Lead scoring has specific intentions – to make marketing more convenient for marketers and offer relevant experiences to the leads. This boosts conversion rates, allowing teams to work more efficiently and speed up sales.
Common lead scoring methodologies: from BANT to data types
One of the common lead-scoring tactics has always been BANT – budget, authority, need, and timeline- used by almost every business at some point.
This is a conventional approach to lead scoring where marketing automation software plays a crucial role. This methodology leveraged two types of information to assign scores:
- Implicit: Form fill-ups, website visits, email click-throughs, and other online behaviors.
- Explicit: Revenue, company size, industry type, job title, etc.
However, there’s another type of data which should be accounted for – spam.
Junk or fake data is always clustered with the essential ones, especially on a company’s landing pages and forms. This data type should be negatively scored or filtered out to ensure that the lead-scoring model is working effectively.
Moreover, a strategic merger of implicit and explicit information can foster a comprehensive angle to a brand’s lead-scoring tactics.
One of them is implicit lead scoring.
Implicit (behavioral) lead scoring
Implicit lead scoring entails behavioral scoring. It tracks a prospect’s online actions to evaluate their intensity of interest in an offering. It also involves scoring leads on the quality of data marketers hold, such as the location of their IP addresses.
Behavioral scoring, like any scoring model, gauges the prospect’s intent to buy. Behaviors such as responding to emails, whitepaper downloads, website interaction, and getting back on offers demonstrate high interest.
However, online behaviors aren’t easy to determine – they are multidimensional and ambiguous. So, a scoring system can be outlined based on two behaviors – passive and active. Passive behavior indicates a low engagement rate, whereas active buyer behavior means hot leads demonstrating high engagement.
Examples of implicit lead scoring –
Imagine one prospect visiting a brand’s website, downloading a whitepaper and eBook, and signing up for its newsletter. Whereas the second one likes and shares the same brand’s LinkedIn post, clicks on a link, and browses the website. But they don’t take any further action.
Even though both prospects engage with the brand, their behaviors carry different weight. Lead scoring has to take this into account, too. The first prospect might actually be interested in the brand’s solution if they download “how-tos” and significant resources.
However, the second one might require nurturing, i.e., more persuasion into how the brand’s solution is right for them. But even for the nurturing process, qualifying them as fitting the target market is crucial. Or the efforts are truly wasted.
Sometimes, a lead-scoring model might assign the same score to active and passive prospects.
So, what’s the solution here?
Evaluating the total score against the score from the last few months. Using certain flags to mark more active actions or assigning different scores for distinct products.
This lead scoring depends on the information the marketing teams collate through marketing automation software and tools.
However, there’s another means – leveraging data that prospects offer.

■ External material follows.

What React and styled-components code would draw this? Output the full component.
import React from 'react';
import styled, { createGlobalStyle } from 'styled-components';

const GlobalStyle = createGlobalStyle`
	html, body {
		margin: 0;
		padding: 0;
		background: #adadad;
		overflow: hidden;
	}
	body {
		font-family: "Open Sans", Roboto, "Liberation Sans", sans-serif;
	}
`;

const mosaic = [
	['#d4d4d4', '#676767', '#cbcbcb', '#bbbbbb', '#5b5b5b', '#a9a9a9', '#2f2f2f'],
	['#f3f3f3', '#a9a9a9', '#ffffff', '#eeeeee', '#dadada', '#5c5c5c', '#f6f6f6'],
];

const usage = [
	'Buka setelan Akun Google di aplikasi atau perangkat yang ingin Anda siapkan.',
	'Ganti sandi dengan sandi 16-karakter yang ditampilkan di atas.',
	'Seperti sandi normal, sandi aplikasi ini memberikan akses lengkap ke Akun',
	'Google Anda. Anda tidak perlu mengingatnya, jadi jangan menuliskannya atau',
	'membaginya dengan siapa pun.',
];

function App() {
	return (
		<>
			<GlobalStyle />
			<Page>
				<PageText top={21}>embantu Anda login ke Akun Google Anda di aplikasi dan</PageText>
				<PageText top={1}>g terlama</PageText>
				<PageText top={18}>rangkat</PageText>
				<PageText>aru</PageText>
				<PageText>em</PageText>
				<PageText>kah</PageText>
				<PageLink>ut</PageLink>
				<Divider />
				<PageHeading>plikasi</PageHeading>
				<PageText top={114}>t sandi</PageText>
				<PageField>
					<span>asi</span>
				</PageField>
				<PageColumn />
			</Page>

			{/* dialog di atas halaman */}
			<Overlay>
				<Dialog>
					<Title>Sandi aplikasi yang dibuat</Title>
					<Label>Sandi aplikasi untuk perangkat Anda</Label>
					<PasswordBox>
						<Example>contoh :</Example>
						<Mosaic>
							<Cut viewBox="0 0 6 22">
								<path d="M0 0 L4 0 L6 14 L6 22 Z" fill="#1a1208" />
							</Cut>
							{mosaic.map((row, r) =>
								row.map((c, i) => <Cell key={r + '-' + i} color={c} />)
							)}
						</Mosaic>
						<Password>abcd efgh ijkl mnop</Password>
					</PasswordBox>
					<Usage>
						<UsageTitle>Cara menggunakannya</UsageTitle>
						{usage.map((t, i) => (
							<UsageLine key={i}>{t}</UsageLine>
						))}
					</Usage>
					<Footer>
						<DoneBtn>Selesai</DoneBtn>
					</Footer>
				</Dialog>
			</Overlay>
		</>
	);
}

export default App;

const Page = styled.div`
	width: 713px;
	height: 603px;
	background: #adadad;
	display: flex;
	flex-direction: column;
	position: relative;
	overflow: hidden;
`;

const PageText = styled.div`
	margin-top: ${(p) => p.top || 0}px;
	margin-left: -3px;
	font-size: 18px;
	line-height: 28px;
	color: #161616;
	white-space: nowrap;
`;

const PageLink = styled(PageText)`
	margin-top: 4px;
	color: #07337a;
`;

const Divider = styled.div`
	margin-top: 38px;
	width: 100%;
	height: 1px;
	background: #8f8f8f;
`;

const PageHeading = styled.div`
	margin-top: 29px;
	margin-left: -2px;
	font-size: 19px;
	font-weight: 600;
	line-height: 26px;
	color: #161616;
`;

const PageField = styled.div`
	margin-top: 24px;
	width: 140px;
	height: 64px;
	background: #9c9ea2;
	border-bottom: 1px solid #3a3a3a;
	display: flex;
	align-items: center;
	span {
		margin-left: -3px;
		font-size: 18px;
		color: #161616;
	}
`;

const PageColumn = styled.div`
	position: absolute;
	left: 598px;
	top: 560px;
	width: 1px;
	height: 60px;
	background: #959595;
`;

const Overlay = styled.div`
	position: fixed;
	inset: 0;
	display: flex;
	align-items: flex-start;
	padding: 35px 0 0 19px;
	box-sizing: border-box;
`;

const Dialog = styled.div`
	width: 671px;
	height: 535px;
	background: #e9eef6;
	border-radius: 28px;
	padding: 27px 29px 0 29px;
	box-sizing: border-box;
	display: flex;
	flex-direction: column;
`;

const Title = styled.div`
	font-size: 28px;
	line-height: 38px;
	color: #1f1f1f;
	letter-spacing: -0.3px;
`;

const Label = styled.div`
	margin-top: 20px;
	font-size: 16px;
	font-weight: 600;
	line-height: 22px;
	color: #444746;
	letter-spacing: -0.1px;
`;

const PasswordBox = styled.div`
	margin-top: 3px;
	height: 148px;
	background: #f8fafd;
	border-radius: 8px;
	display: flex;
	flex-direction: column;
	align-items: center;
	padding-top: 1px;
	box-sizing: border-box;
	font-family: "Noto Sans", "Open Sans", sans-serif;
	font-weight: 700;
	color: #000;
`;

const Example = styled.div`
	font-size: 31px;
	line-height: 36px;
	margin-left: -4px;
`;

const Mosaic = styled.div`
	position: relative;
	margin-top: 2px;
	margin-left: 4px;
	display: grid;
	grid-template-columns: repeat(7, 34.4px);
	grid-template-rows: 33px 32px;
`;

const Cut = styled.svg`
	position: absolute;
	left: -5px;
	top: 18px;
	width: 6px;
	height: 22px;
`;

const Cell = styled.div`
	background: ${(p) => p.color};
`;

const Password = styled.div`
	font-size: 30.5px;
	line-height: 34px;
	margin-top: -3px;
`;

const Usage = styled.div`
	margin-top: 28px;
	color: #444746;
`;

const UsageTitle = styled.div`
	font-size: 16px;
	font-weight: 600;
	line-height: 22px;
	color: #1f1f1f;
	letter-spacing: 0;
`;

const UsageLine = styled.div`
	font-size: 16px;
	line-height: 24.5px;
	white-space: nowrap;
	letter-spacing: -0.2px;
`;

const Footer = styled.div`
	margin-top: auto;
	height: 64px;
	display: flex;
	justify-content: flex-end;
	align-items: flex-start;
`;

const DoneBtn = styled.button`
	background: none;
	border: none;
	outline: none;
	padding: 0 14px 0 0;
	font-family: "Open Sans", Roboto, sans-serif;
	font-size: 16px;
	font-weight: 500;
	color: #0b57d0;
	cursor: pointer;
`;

This is explicit lead scoring.
Explicit lead scoring
The data for this lead-scoring process comes through registrations, form fill-ups, newsletter signups, etc. It entails demographic and firmographic data outlining how well the prospect fits the brand’s ICP and if it aligns with the buyer persona.
Some of the most common data that marketers should consider are job title, company size, industry, revenue, and geographical location.
With explicit lead scoring, it’s straightforward to deduct scores, too. When a prospect unsubscribes from the newsletter or emails, has an entry-level job, or shows no interest in adopting new services.
Sometimes, this prospect data also relays how well they fit the ICP. But it’s more prominently used to attribute negative scores or deduct them. Data-based scoring is quite a simple lead-scoring method. Including this with the existing lead scoring model can elevate the comprehensiveness of the process.
This is highly beneficial to:
- Enhance communication quality
- Scale marketing efforts
- Help map a complete prospect profile
But one lead-scoring model might not be enough.
As a business scales, it might expand its service line while entering new markets. So, a one-size-fits-all lead-scoring model wouldn’t suffice.
Comprehensively assigning scores focuses on both implicit and explicit methodologies. It tracks whether the prospect rightly fits and has the relevant interest.
By developing a model that prioritizes both these attributes, it’s easier to highlight prospects with high scores in both categories and demonstrate quite a high conversion potential.
Additional lead scoring models to find the right fit for your business.

1. Manual lead scoring model
In a manual lead-scoring model, marketers assign lead scores based on their experiences and judgment. Most often, this is also based on some qualitative data, not pre-set rules or algorithms.
How does this model work?
Typically, your SDRs or marketers evaluate each lead using a checklist, attributing how valuable or sales-ready they truly are.
But there are more nuances –
1. The primary step in lead scoring is setting a benchmark.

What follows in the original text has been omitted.